Another issue is people complaining of builds being stuck.
This is cause the builds are running remotely and I suspect when several agent jobs are present, some get left out.
This is how polling selection takes place:
pending_ids = [j.job_id for j in pending_jobs]
random_pending_ids = random.sample(pending_ids, k=min(100, len(pending_ids)))
polled_jobs = agent.get_jobs_status(random_pending_ids)
Prioritizing build jobs and increasing polling rate for those should help. The heuristic above can cause an indeterminate delay, so a better heuristic could be used. That being said I don't think we hit the 100 limit of pending jobs often.

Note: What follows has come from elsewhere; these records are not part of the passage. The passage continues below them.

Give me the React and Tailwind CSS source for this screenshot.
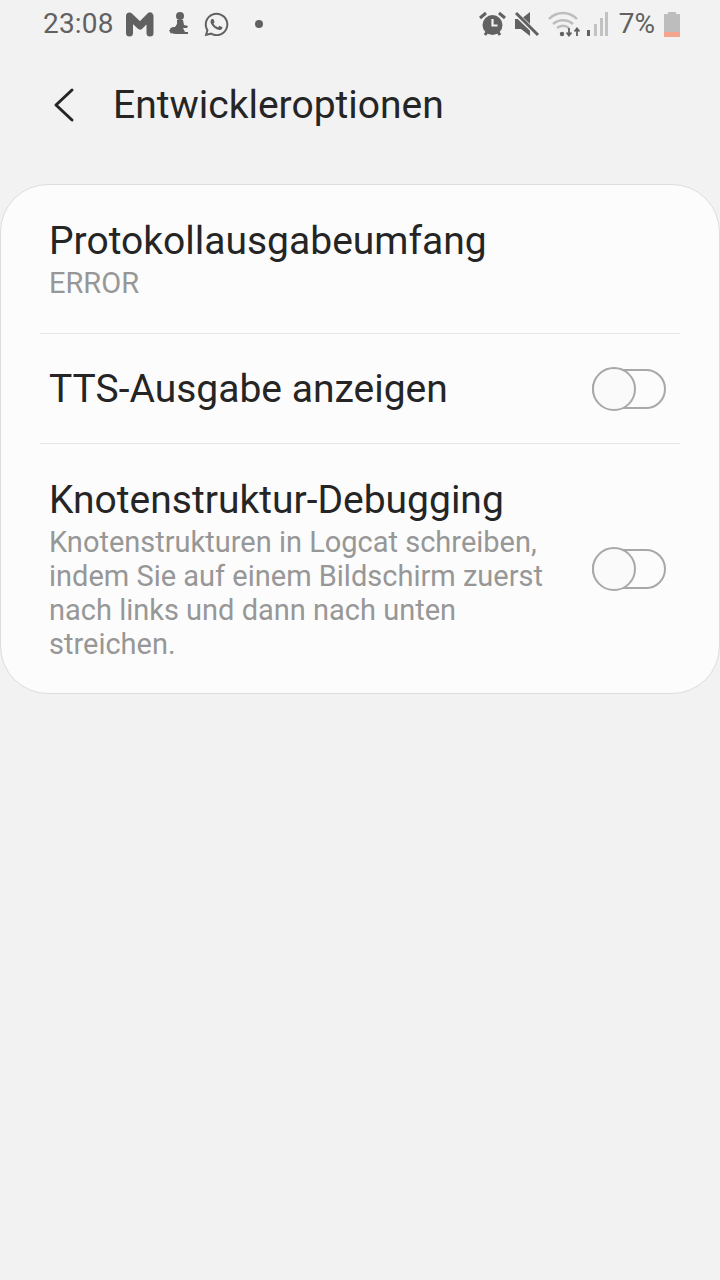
// App.jsx
import React from 'react';
import { FaWhatsapp } from 'react-icons/fa';

function Toggle() {
  return (
    <div className="relative w-[74px] h-[42px] shrink-0">
      <div className="absolute left-0 right-0 top-[1px] h-[40px] rounded-full border-2 border-[#a8a8a8]" />
      <div className="absolute left-0 top-0 w-[44px] h-[44px] -mt-[1px] rounded-full border-2 border-[#a8a8a8] bg-[#fafafa]" />
    </div>
  );
}

function StatusBar() {
  return (
    <div className="h-[48px] flex items-center pl-[43px] pr-[40px] text-[#616161]">
      <span className="text-[28px] leading-none tracking-[0.2px]">23:08</span>
      <svg className="ml-[11px]" width="30" height="26" viewBox="0 0 30 26" fill="none" stroke="#616161" strokeWidth="7" strokeLinecap="round" strokeLinejoin="round">
        <path d="M4.5 22V5L15 15L25 5V22" />
      </svg>
      <svg className="ml-[13px]" width="22" height="26" viewBox="0 0 22 26" fill="#616161">
        <circle cx="12" cy="5" r="4" />
        <path d="M9 9h6l1 5 4 1-1 2-4 0 2 4h3v2H9c-4 0-7-1-7-4s3-3 5-3l2-3z" />
        <path d="M1 19h4l-2 4z" />
      </svg>
      <FaWhatsapp className="ml-[13px]" size={27} color="#616161" />
      <div className="ml-[25px] w-[8px] h-[8px] rounded-full bg-[#616161]" />

      <div className="flex-1" />

      <svg width="27" height="26" viewBox="0 0 27 26" fill="none">
        <circle cx="13.5" cy="14" r="10" fill="#616161" />
        <path d="M13.5 8v6.5h5" stroke="#f2f2f2" strokeWidth="2.2" />
        <path d="M1 7l6-5M26 7l-6-5" stroke="#616161" strokeWidth="3" />
        <path d="M6 24l2-3M21 24l-2-3" stroke="#616161" strokeWidth="3" />
      </svg>
      <svg className="ml-[8px]" width="26" height="26" viewBox="0 0 26 26" fill="#616161">
        <path d="M1 8h6l9-7v24l-9-7H1z" />
        <path d="M1 2l23 22" stroke="#f2f2f2" strokeWidth="5" />
        <path d="M2 2l22 22" stroke="#616161" strokeWidth="3" />
      </svg>
      <svg className="ml-[8px]" width="34" height="26" viewBox="0 0 34 26" fill="none" stroke="#bdbdbd" strokeWidth="2.4">
        <path d="M1 8c8-8 20-8 28 0" />
        <path d="M5 13c6-5 14-5 20 0" />
        <path d="M9 17c3.500-3 8.500-3 12 0" />
        <circle cx="14" cy="23" r="1" fill="#616161" stroke="#616161" />
        <path d="M21 17v7M18.500 21.500l2.500 3 2.500-3" stroke="#616161" strokeWidth="1.800" />
        <path d="M29 25v-7M26.500 20.500l2.500-3 2.500 3" stroke="#616161" strokeWidth="1.800" />
      </svg>
      <svg className="ml-[4px]" width="22" height="26" viewBox="0 0 22 26">
        <rect x="1" y="19" width="3" height="6" fill="#616161" />
        <rect x="8" y="13" width="3" height="12" fill="#c2c2c2" />
        <rect x="14" y="7" width="3" height="18" fill="#c2c2c2" />
        <rect x="19" y="1" width="3" height="24" fill="#c2c2c2" />
      </svg>
      <span className="ml-[11px] text-[28px] leading-none">7%</span>
      <div className="ml-[9px] w-[16px] h-[25px] flex flex-col items-center">
        <div className="w-[8px] h-[2px] bg-[#bdbdbd]" />
        <div className="w-[16px] flex-1 bg-[#bdbdbd]" />
        <div className="w-[16px] h-[5px] bg-[#f5a58c]" />
      </div>
    </div>
  );
}

export default function App() {
  return (
    <div className="w-[720px] h-[1280px] bg-[#f2f2f2] overflow-hidden font-['Roboto',sans-serif]">
      <StatusBar />

      <div className="h-[136px] pb-[22px] flex items-center pl-[52px]">
        <svg width="24" height="36" viewBox="0 0 24 36" fill="none" stroke="#252525" strokeWidth="3" strokeLinecap="round" strokeLinejoin="round">
          <path d="M20 3L4 18L20 33" />
        </svg>
        <h1 className="ml-[37px] text-[39px] leading-none text-[#252525] font-normal">Entwickleroptionen</h1>
      </div>

      <div className="h-[510px] rounded-[48px] bg-[#fcfcfc] border border-[#dcdcdc]">
        <div className="h-[148px] pl-[48px] pt-[33px]">
          <div className="text-[39px] leading-[46px] text-[#252525]">Protokollausgabeumfang</div>
          <div className="text-[29px] leading-[34px] mt-[2px] text-[#979797]">ERROR</div>
        </div>
        <div className="mx-[39px] h-px bg-[#e6e6e6]" />
        <div className="h-[109px] flex items-center justify-between pl-[48px] pr-[53px]">
          <div className="text-[39px] leading-[46px] text-[#252525]">TTS-Ausgabe anzeigen</div>
          <Toggle />
        </div>
        <div className="mx-[39px] h-px bg-[#e6e6e6]" />
        <div className="flex items-center justify-between pl-[48px] pr-[53px] pt-[33px]">
          <div>
            <div className="text-[39px] leading-[46px] text-[#252525]">Knotenstruktur-Debugging</div>
            <div className="text-[29px] leading-[34px] mt-[2px] text-[#979797] w-[500px]">
              Knotenstrukturen in Logcat schreiben, indem Sie auf einem Bildschirm zuerst nach links und dann nach unten streichen.
            </div>
          </div>
          <Toggle />
        </div>
      </div>
    </div>
  );
}
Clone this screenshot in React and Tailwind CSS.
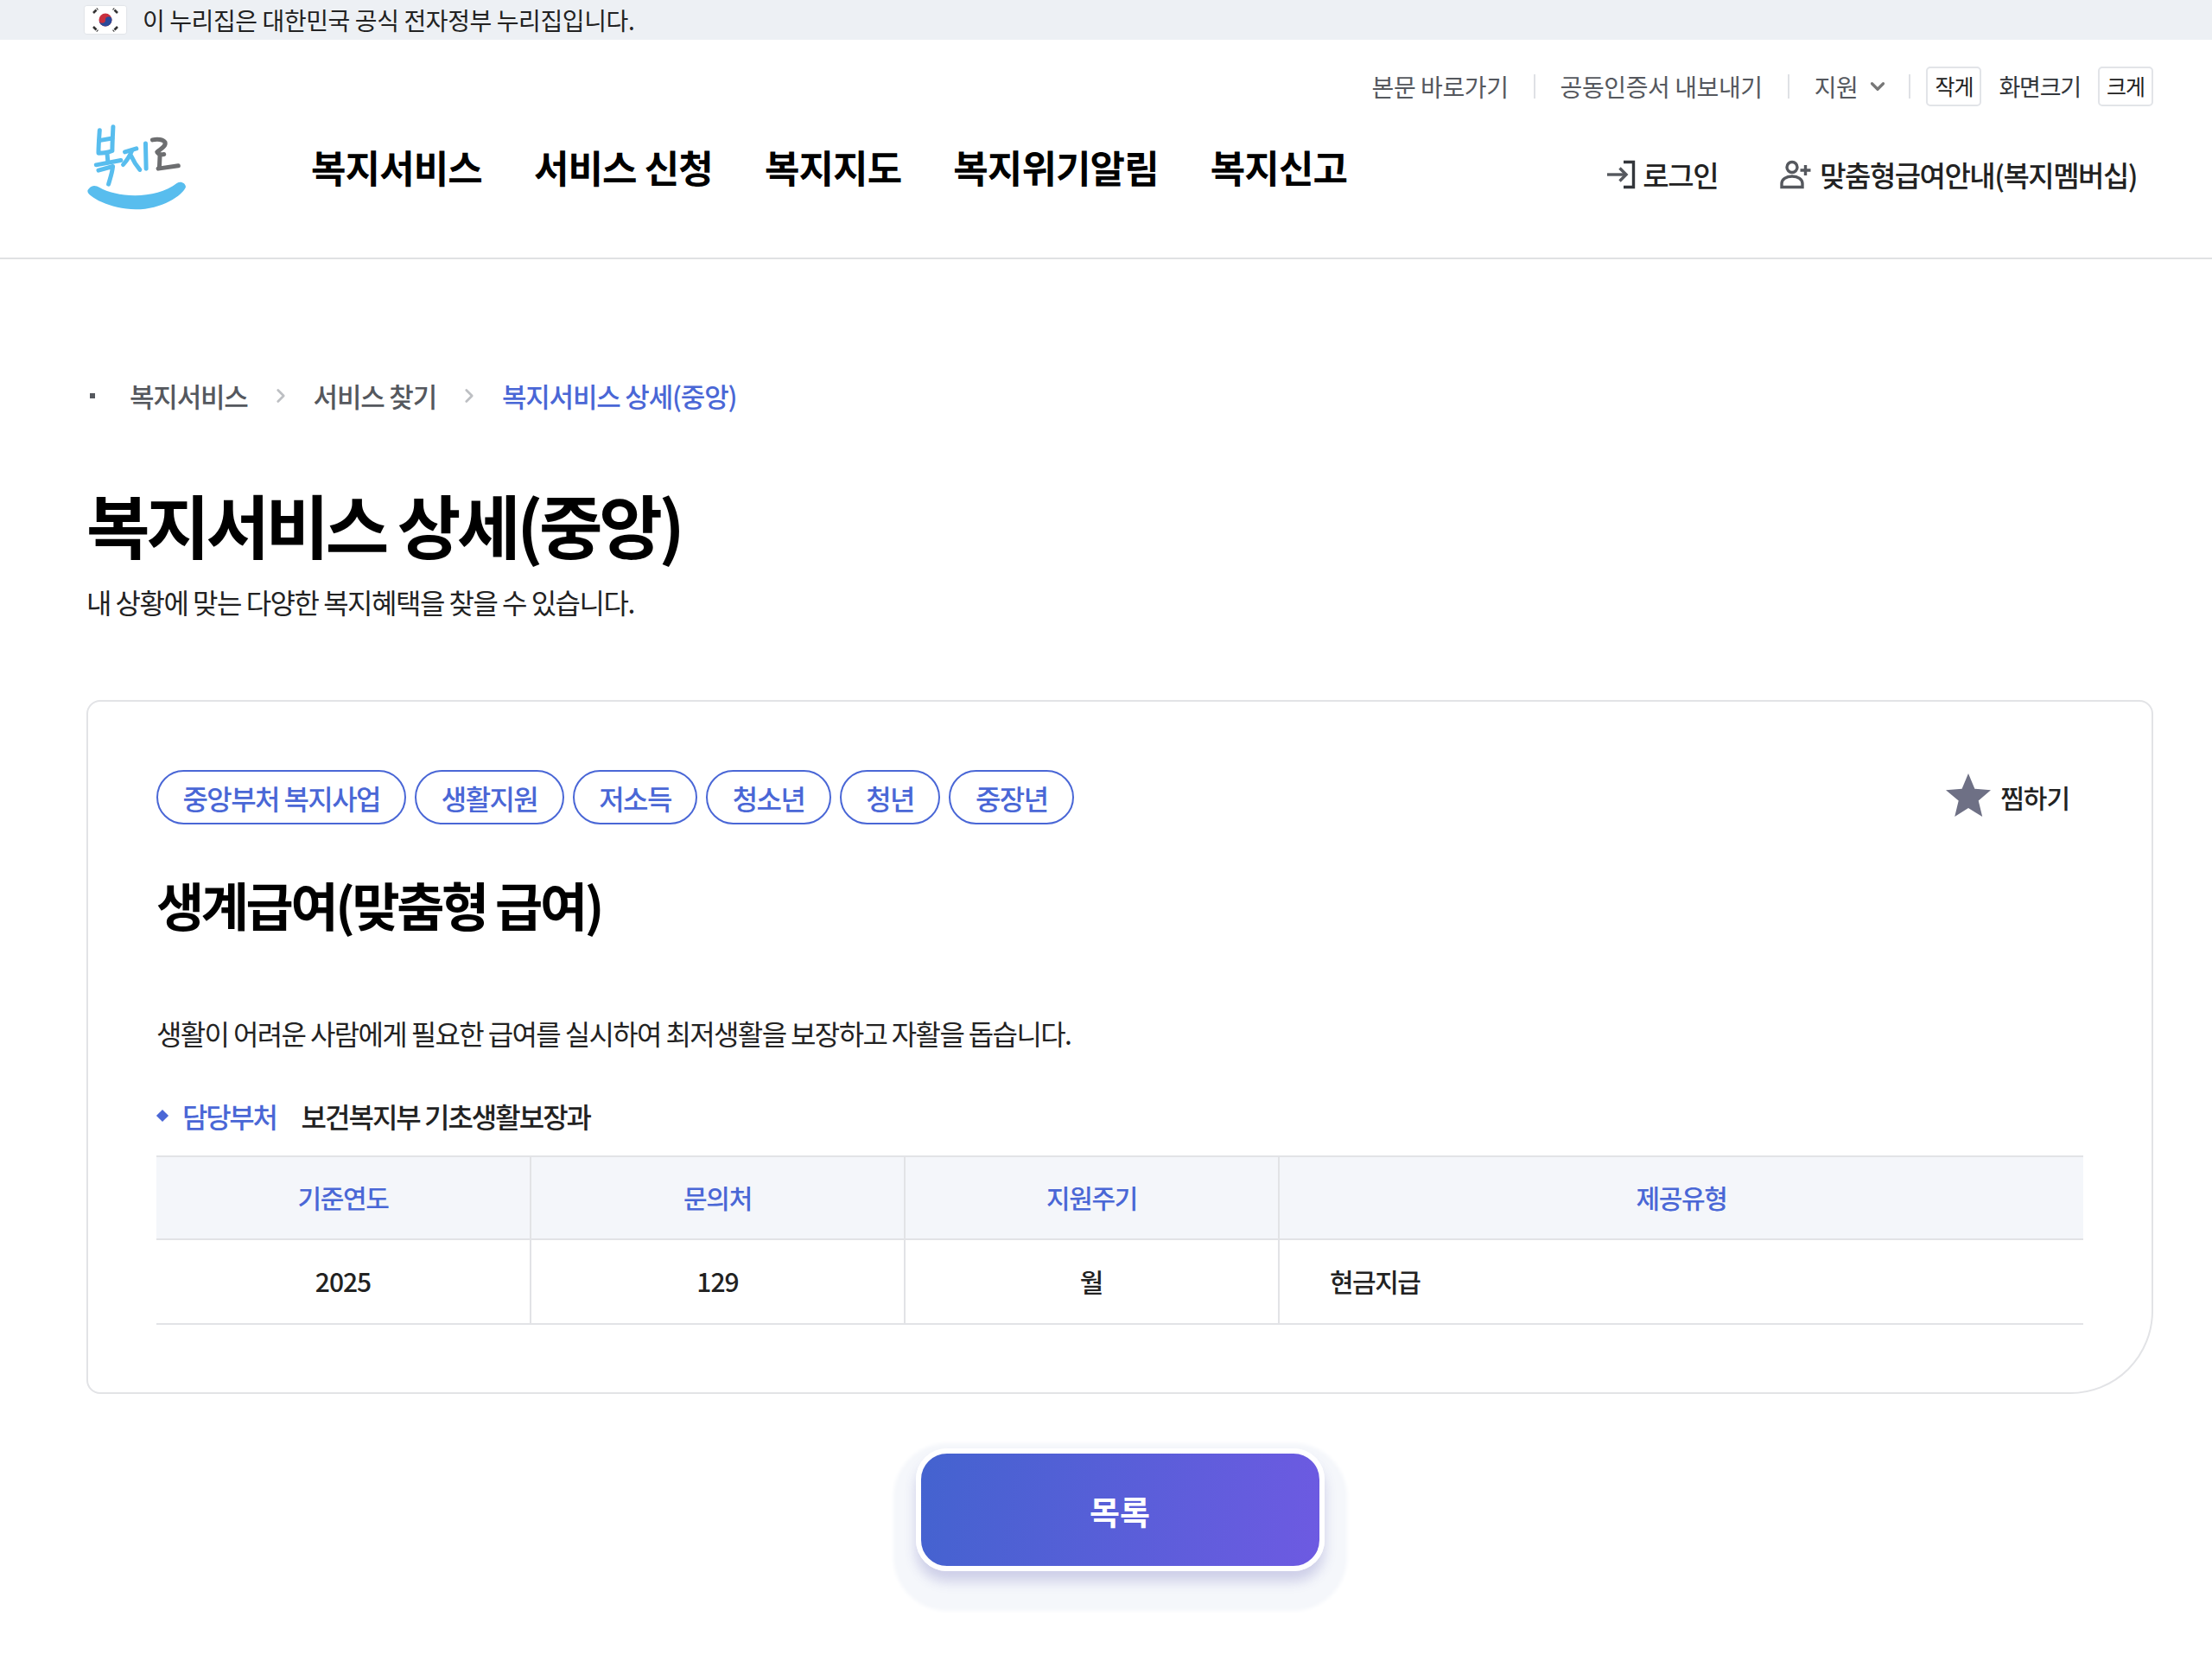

That being said a longer term fix involves handling remote build jobs separately from regular agent jobs.
Deploy metrics are missing, I've not dived deep into those.
That being said, there are some improvements I want to make w.r.t how builds are handled.
Right now, Deploy Candidate doesn't actually track the build, just initiates it by creating a Deploy, which also doesn't track if all Deploys succeeded.
This isn't a priority for me right now as only 4% of "New Bench" Agent Jobs have failed in the given Time Period.
I mostly won't be going granular every time. This took half a day, build outputs are massive.